**Exercise goal:** Quote every line below exactly and skip any picture.

**Data provided:**
※

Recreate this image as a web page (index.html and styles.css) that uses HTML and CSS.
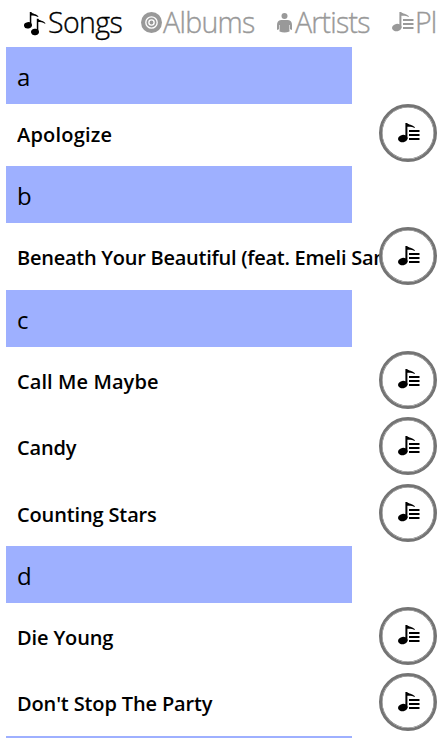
FILE: index.html
```html
<!DOCTYPE html>
<html lang="en">
<head>
<meta charset="utf-8">
<title>Songs</title>
<link rel="stylesheet" href="styles.css">
</head>
<body>
<svg class="defs" aria-hidden="true">
  <symbol id="list" viewBox="0 0 22 20">
    <ellipse cx="4.800" cy="15.600" rx="4.800" ry="3.700" transform="rotate(-12 4.800 15.600)"/>
    <path d="M7.400 0H9.200C10.400 2 14.500 1.500 17 4.300L16.300 5C13.500 3.300 11 4 9.400 3.800V16H7.400z"/>
    <path d="M11 7H21.500V8.900H11zM11 11H21.500V12.900H11zM11 15H21.500V16.900H11z"/>
  </symbol>
</svg>
<nav class="tabs">
  <a class="tab songs active"><svg class="icon" viewBox="0 0 22 24"><ellipse cx="4" cy="13.300" rx="4" ry="3.200" transform="rotate(-12 4 13.300)"/><path d="M5.800 0H7.300C8.500 2.200 12 1.500 14.500 4.500L14 5C11.500 3.200 9.500 3.800 7.300 3.400V13.300H5.800z"/><ellipse cx="11" cy="20" rx="4" ry="3.200" transform="rotate(-12 11 20)"/><path d="M12.800 6.700H14.300C15.500 8.900 19 8.200 21.500 11.200L21 11.700C18.500 9.900 16.500 10.500 14.300 10.100V20H12.800z"/></svg><span>Songs</span></a>
  <a class="tab albums"><svg class="icon" viewBox="0 0 20 20"><circle cx="10" cy="10" r="10"/><g class="rings"><circle cx="10" cy="10" r="5.400"/><circle cx="10" cy="10" r="2.500"/></g></svg><span>Albums</span></a>
  <a class="tab artists"><svg class="icon" viewBox="0 0 15 20"><circle cx="7.500" cy="3" r="3"/><path d="M4 7H11Q15 7.500 15 12V17L12.500 16V18.500Q7.500 20.500 2.500 18.500V16L0 17V12Q0 7.500 4 7z"/><path class="arms" d="M2.500 12V16.500M12.500 12V16.500"/></svg><span>Artists</span></a>
  <a class="tab playlists"><svg class="icon"><use href="#list"/></svg><span>Pl</span></a>
</nav>
<main>
  <section>
    <h2>a</h2>
    <div class="song first"><span class="looser">Apologize</span><button><svg><use href="#list"/></svg></button></div>
  </section>
  <section>
    <h2>b</h2>
    <div class="song"><span class="tighter">Beneath Your Beautiful (feat. Emeli San</span><button><svg><use href="#list"/></svg></button></div>
  </section>
  <section>
    <h2>c</h2>
    <div class="song"><span class="loose">Call Me Maybe</span><button><svg><use href="#list"/></svg></button></div>
    <div class="song"><span class="tight">Candy</span><button><svg><use href="#list"/></svg></button></div>
    <div class="song"><span class="tight">Counting Stars</span><button><svg><use href="#list"/></svg></button></div>
  </section>
  <section>
    <h2>d</h2>
    <div class="song"><span class="tight">Die Young</span><button><svg><use href="#list"/></svg></button></div>
    <div class="song"><span class="tight">Don't Stop The Party</span><button><svg><use href="#list"/></svg></button></div>
  </section>
  <section class="next"></section>
</main>
</body>
</html>
```

FILE: styles.css
```css
* { box-sizing: border-box; }
body {
  margin: 0;
  width: 443px;
  height: 738px;
  overflow: hidden;
  background: #fff;
  color: #000;
  font-family: "Open Sans", "Noto Sans", sans-serif;
}
.defs { display: none; }
.tabs {
  height: 47px;
  padding-left: 24px;
  display: flex;
  overflow: hidden;
  color: #999;
  fill: #999;
}
.tab {
  display: flex;
  flex: none;
  font-size: 28.5px;
  font-weight: 300;
  -webkit-text-stroke: 0.35px;
  line-height: 44px;
  white-space: nowrap;
}
.active { color: #000; fill: #000; }
.icon { flex: none; }
.songs { width: 117px; letter-spacing: -0.6px; }
.songs .icon { width: 22px; height: 24px; margin: 12px 2px 0 0; }
.albums { width: 136px; letter-spacing: -0.7px; }
.albums .icon { width: 21px; height: 21px; margin: 12px 1px 0 0; }
.rings { fill: none; stroke: #fff; stroke-width: 1.3; }
.artists { width: 115px; letter-spacing: -0.8px; }
.artists .icon { width: 15px; height: 20px; margin: 13px 3px 0 0; }
.arms { stroke: #fff; stroke-width: 0.6; }
.playlists { letter-spacing: -0.8px; }
.playlists .icon { width: 22px; height: 20px; margin: 12px 1px 0 0; }
h2 {
  margin: 0 0 0 6px;
  padding: 5px 0 0 11px;
  width: 346px;
  height: 57px;
  background: #9eb0ff;
  font-size: 24px;
  font-weight: 400;
  line-height: 50px;
}
.song {
  height: 66.4px;
  padding: 4px 6px 0 17px;
  display: flex;
  align-items: flex-start;
}
.song.first { height: 62.4px; padding-top: 0; }
.song span {
  width: 363px;
  flex: none;
  overflow: hidden;
  white-space: nowrap;
  font-size: 20px;
  font-weight: 600;
  line-height: 62px;
  height: 62px;
}
.song .looser { letter-spacing: 0.2px; }
.song .loose { letter-spacing: 0.08px; }
.song .tight { letter-spacing: -0.14px; }
.song .tighter { letter-spacing: -0.26px; }
.song button {
  width: 58px;
  height: 58px;
  margin: 0 0 0 -1px;
  padding: 0 0 1px 2px;
  flex: none;
  display: flex;
  align-items: center;
  justify-content: center;
  border: 3px solid #747474;
  border-radius: 50%;
  background: #fff;
  box-shadow: inset 0 0 0 0.5px #747474;
}
.song button svg { width: 22px; height: 20px; fill: #000; }
.next { height: 2px; margin-left: 6px; width: 346px; background: #9eb0ff; }
```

※

**Final result:**
Recreate this image as a web page (index.html and styles.css) that uses HTML and CSS.
FILE: index.html
```html
<!DOCTYPE html>
<html lang="en">
<head>
<meta charset="utf-8">
<title>Songs</title>
<link rel="stylesheet" href="styles.css">
</head>
<body>
<svg class="defs" aria-hidden="true">
  <symbol id="list" viewBox="0 0 22 20">
    <ellipse cx="4.800" cy="15.600" rx="4.800" ry="3.700" transform="rotate(-12 4.800 15.600)"/>
    <path d="M7.400 0H9.200C10.400 2 14.500 1.500 17 4.300L16.300 5C13.500 3.300 11 4 9.400 3.800V16H7.400z"/>
    <path d="M11 7H21.500V8.900H11zM11 11H21.500V12.900H11zM11 15H21.500V16.900H11z"/>
  </symbol>
</svg>
<nav class="tabs">
  <a class="tab songs active"><svg class="icon" viewBox="0 0 22 24"><ellipse cx="4" cy="13.300" rx="4" ry="3.200" transform="rotate(-12 4 13.300)"/><path d="M5.800 0H7.300C8.500 2.200 12 1.500 14.500 4.500L14 5C11.500 3.200 9.500 3.800 7.300 3.400V13.300H5.800z"/><ellipse cx="11" cy="20" rx="4" ry="3.200" transform="rotate(-12 11 20)"/><path d="M12.800 6.700H14.300C15.500 8.900 19 8.200 21.500 11.200L21 11.700C18.500 9.900 16.500 10.500 14.300 10.100V20H12.800z"/></svg><span>Songs</span></a>
  <a class="tab albums"><svg class="icon" viewBox="0 0 20 20"><circle cx="10" cy="10" r="10"/><g class="rings"><circle cx="10" cy="10" r="5.400"/><circle cx="10" cy="10" r="2.500"/></g></svg><span>Albums</span></a>
  <a class="tab artists"><svg class="icon" viewBox="0 0 15 20"><circle cx="7.500" cy="3" r="3"/><path d="M4 7H11Q15 7.500 15 12V17L12.500 16V18.500Q7.500 20.500 2.500 18.500V16L0 17V12Q0 7.500 4 7z"/><path class="arms" d="M2.500 12V16.500M12.500 12V16.500"/></svg><span>Artists</span></a>
  <a class="tab playlists"><svg class="icon"><use href="#list"/></svg><span>Pl</span></a>
</nav>
<main>
  <section>
    <h2>a</h2>
    <div class="song first"><span class="looser">Apologize</span><button><svg><use href="#list"/></svg></button></div>
  </section>
  <section>
    <h2>b</h2>
    <div class="song"><span class="tighter">Beneath Your Beautiful (feat. Emeli San</span><button><svg><use href="#list"/></svg></button></div>
  </section>
  <section>
    <h2>c</h2>
    <div class="song"><span class="loose">Call Me Maybe</span><button><svg><use href="#list"/></svg></button></div>
    <div class="song"><span class="tight">Candy</span><button><svg><use href="#list"/></svg></button></div>
    <div class="song"><span class="tight">Counting Stars</span><button><svg><use href="#list"/></svg></button></div>
  </section>
  <section>
    <h2>d</h2>
    <div class="song"><span class="tight">Die Young</span><button><svg><use href="#list"/></svg></button></div>
    <div class="song"><span class="tight">Don't Stop The Party</span><button><svg><use href="#list"/></svg></button></div>
  </section>
  <section class="next"></section>
</main>
</body>
</html>
```

FILE: styles.css
```css
* { box-sizing: border-box; }
body {
  margin: 0;
  width: 443px;
  height: 738px;
  overflow: hidden;
  background: #fff;
  color: #000;
  font-family: "Open Sans", "Noto Sans", sans-serif;
}
.defs { display: none; }
.tabs {
  height: 47px;
  padding-left: 24px;
  display: flex;
  overflow: hidden;
  color: #999;
  fill: #999;
}
.tab {
  display: flex;
  flex: none;
  font-size: 28.5px;
  font-weight: 300;
  -webkit-text-stroke: 0.35px;
  line-height: 44px;
  white-space: nowrap;
}
.active { color: #000; fill: #000; }
.icon { flex: none; }
.songs { width: 117px; letter-spacing: -0.6px; }
.songs .icon { width: 22px; height: 24px; margin: 12px 2px 0 0; }
.albums { width: 136px; letter-spacing: -0.7px; }
.albums .icon { width: 21px; height: 21px; margin: 12px 1px 0 0; }
.rings { fill: none; stroke: #fff; stroke-width: 1.3; }
.artists { width: 115px; letter-spacing: -0.8px; }
.artists .icon { width: 15px; height: 20px; margin: 13px 3px 0 0; }
.arms { stroke: #fff; stroke-width: 0.6; }
.playlists { letter-spacing: -0.8px; }
.playlists .icon { width: 22px; height: 20px; margin: 12px 1px 0 0; }
h2 {
  margin: 0 0 0 6px;
  padding: 5px 0 0 11px;
  width: 346px;
  height: 57px;
  background: #9eb0ff;
  font-size: 24px;
  font-weight: 400;
  line-height: 50px;
}
.song {
  height: 66.4px;
  padding: 4px 6px 0 17px;
  display: flex;
  align-items: flex-start;
}
.song.first { height: 62.4px; padding-top: 0; }
.song span {
  width: 363px;
  flex: none;
  overflow: hidden;
  white-space: nowrap;
  font-size: 20px;
  font-weight: 600;
  line-height: 62px;
  height: 62px;
}
.song .looser { letter-spacing: 0.2px; }
.song .loose { letter-spacing: 0.08px; }
.song .tight { letter-spacing: -0.14px; }
.song .tighter { letter-spacing: -0.26px; }
.song button {
  width: 58px;
  height: 58px;
  margin: 0 0 0 -1px;
  padding: 0 0 1px 2px;
  flex: none;
  display: flex;
  align-items: center;
  justify-content: center;
  border: 3px solid #747474;
  border-radius: 50%;
  background: #fff;
  box-shadow: inset 0 0 0 0.5px #747474;
}
.song button svg { width: 22px; height: 20px; fill: #000; }
.next { height: 2px; margin-left: 6px; width: 346px; background: #9eb0ff; }
```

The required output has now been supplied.